> [What the task asks]
Pick out all lines in the listing holding the string "TypeScript" and copy them.
+++ Task input
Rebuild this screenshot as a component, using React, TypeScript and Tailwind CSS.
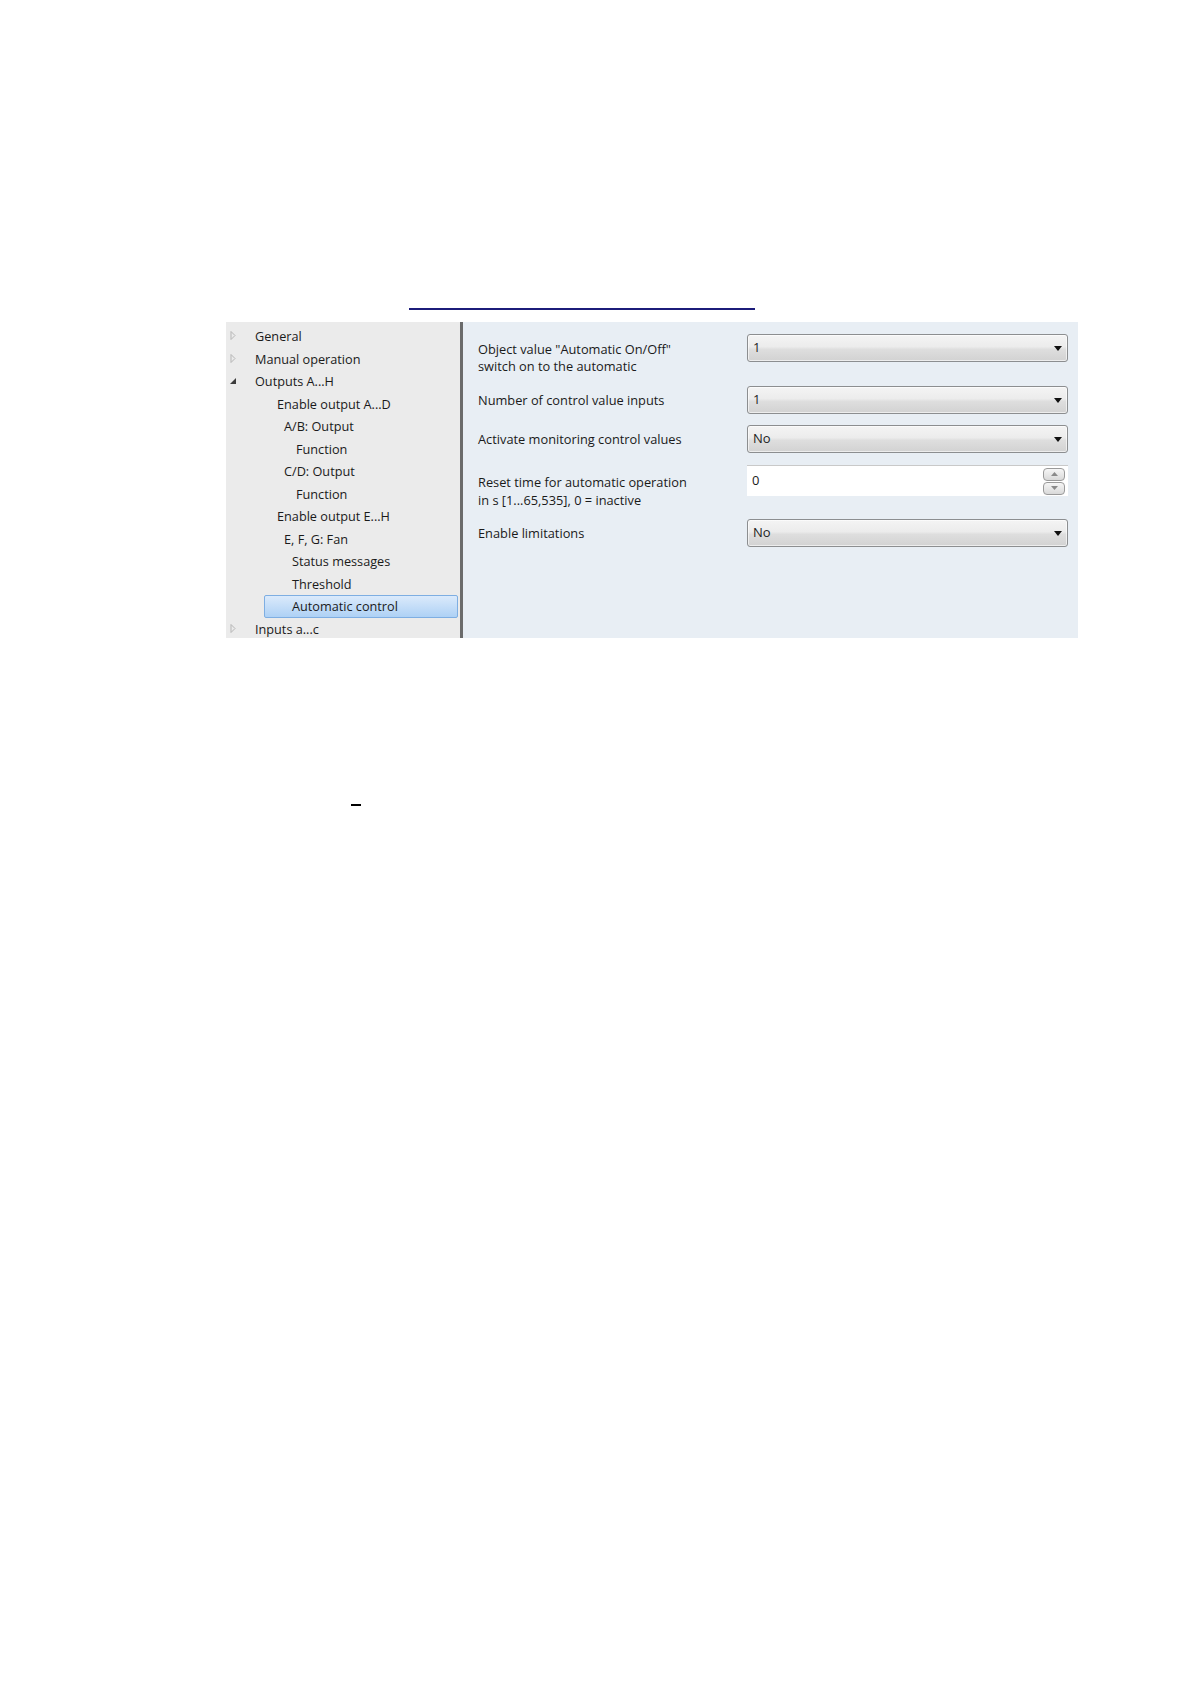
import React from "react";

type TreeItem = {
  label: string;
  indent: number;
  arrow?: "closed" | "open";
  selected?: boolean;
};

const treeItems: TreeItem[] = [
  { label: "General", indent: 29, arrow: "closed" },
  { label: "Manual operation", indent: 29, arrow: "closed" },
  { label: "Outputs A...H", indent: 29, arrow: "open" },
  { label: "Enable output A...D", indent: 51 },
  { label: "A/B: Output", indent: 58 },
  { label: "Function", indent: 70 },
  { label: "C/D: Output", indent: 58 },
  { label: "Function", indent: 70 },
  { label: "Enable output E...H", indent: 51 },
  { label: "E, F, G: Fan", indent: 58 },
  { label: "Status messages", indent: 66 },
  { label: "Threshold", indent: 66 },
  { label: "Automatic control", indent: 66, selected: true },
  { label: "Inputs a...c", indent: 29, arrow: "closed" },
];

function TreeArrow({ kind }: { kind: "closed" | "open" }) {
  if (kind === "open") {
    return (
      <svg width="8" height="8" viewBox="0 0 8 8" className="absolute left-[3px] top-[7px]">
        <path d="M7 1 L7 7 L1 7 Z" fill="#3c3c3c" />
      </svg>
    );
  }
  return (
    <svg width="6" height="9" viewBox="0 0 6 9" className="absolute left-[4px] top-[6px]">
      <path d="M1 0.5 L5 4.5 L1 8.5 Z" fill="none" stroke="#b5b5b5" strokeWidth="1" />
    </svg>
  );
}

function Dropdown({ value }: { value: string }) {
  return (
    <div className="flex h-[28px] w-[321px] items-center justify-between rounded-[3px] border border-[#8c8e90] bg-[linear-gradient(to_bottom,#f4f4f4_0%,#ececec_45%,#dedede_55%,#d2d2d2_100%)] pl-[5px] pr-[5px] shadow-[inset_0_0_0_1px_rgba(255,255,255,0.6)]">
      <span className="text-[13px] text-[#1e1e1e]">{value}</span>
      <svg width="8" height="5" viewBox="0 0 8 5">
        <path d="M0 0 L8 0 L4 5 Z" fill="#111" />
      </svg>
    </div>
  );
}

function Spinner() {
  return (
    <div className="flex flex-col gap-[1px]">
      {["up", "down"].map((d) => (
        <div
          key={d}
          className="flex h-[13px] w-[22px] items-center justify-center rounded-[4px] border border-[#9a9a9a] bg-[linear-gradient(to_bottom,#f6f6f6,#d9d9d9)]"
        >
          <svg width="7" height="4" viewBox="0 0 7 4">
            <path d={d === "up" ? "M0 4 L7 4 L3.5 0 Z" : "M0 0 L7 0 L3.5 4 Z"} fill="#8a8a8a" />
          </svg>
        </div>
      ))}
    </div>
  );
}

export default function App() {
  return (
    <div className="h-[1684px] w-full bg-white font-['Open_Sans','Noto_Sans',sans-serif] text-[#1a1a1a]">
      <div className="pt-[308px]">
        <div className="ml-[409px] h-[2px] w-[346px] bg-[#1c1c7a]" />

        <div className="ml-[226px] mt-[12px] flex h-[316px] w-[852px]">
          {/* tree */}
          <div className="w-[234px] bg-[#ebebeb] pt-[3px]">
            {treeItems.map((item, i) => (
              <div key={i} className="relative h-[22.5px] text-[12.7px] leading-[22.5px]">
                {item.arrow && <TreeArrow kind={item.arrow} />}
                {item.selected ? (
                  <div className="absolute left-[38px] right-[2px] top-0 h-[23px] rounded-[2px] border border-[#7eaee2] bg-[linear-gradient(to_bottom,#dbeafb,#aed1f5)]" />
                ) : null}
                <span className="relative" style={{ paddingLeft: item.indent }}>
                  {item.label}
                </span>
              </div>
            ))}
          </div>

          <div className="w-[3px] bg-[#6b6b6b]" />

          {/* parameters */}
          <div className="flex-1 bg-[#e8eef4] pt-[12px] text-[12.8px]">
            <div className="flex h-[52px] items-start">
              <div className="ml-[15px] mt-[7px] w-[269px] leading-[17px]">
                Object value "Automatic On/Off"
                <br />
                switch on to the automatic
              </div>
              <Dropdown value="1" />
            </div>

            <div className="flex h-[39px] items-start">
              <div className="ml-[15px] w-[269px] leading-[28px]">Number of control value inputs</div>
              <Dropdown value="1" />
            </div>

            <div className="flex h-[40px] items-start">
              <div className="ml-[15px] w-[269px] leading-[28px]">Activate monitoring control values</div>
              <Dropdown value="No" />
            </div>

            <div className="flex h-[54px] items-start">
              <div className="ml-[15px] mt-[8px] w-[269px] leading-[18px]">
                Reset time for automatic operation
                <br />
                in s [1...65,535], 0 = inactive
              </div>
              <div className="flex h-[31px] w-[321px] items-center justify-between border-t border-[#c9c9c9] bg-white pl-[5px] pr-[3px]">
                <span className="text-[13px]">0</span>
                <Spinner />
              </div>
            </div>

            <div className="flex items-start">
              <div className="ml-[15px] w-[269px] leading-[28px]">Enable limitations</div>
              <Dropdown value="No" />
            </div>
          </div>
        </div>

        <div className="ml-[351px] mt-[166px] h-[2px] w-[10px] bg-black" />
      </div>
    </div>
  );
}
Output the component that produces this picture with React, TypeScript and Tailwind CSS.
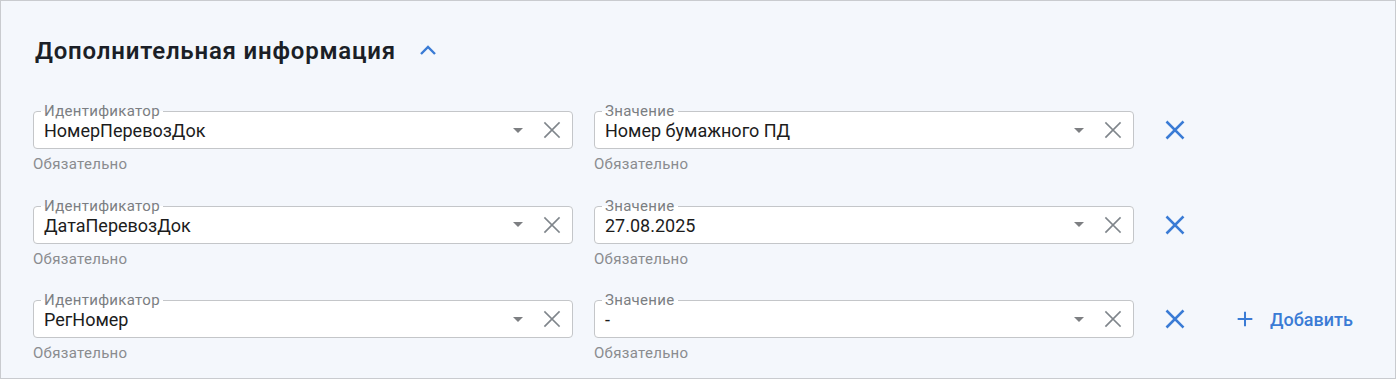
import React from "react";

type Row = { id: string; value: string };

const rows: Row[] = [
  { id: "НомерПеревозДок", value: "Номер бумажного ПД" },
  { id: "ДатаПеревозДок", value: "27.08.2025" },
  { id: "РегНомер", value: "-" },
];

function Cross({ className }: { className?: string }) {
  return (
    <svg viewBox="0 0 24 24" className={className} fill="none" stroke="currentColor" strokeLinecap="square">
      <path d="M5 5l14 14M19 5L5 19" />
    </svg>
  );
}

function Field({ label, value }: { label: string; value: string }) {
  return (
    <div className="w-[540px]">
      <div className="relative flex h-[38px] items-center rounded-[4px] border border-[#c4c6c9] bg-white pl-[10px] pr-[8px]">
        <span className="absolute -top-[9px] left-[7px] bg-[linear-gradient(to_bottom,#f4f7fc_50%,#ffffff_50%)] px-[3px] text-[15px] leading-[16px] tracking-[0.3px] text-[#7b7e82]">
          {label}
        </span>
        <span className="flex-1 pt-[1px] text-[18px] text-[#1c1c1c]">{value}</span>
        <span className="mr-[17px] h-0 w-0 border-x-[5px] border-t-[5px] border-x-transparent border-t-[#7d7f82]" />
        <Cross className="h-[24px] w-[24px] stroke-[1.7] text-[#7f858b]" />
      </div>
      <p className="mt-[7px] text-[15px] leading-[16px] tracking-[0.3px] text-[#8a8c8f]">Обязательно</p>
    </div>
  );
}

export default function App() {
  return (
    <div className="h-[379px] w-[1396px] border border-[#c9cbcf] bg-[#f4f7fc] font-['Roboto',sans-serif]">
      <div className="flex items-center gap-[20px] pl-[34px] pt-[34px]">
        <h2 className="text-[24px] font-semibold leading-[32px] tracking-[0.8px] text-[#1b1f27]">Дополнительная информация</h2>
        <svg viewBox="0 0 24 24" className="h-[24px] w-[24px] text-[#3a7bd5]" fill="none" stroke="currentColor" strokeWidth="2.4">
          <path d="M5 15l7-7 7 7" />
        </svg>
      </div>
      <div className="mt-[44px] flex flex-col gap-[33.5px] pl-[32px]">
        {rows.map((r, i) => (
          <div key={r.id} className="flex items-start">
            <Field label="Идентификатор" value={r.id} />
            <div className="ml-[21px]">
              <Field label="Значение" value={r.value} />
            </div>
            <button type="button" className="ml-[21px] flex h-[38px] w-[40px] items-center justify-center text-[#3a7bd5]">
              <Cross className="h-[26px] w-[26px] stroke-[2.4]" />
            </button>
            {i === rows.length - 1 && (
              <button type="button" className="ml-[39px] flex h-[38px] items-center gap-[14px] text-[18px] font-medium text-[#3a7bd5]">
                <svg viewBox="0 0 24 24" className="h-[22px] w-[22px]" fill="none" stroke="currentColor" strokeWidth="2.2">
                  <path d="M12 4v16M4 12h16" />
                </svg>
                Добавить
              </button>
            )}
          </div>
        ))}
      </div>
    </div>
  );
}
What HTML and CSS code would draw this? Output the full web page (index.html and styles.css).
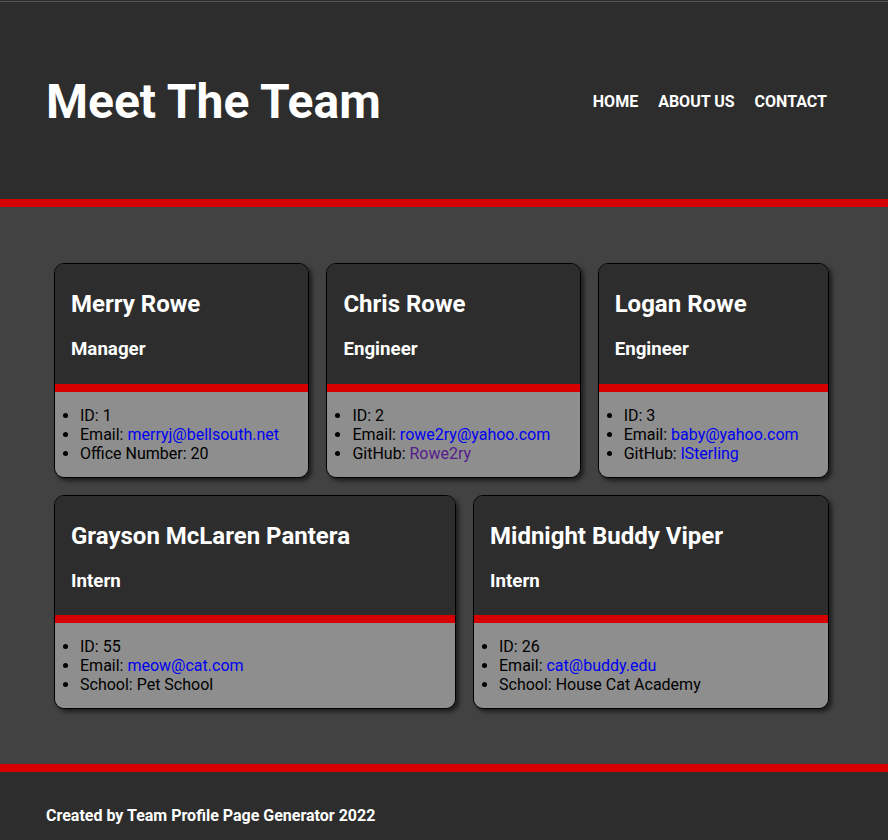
++++++
> [The reply]
Rebuild this screenshot as a component, using React, TypeScript and Tailwind CSS.
Output the component that produces this picture with React, TypeScript and Tailwind CSS.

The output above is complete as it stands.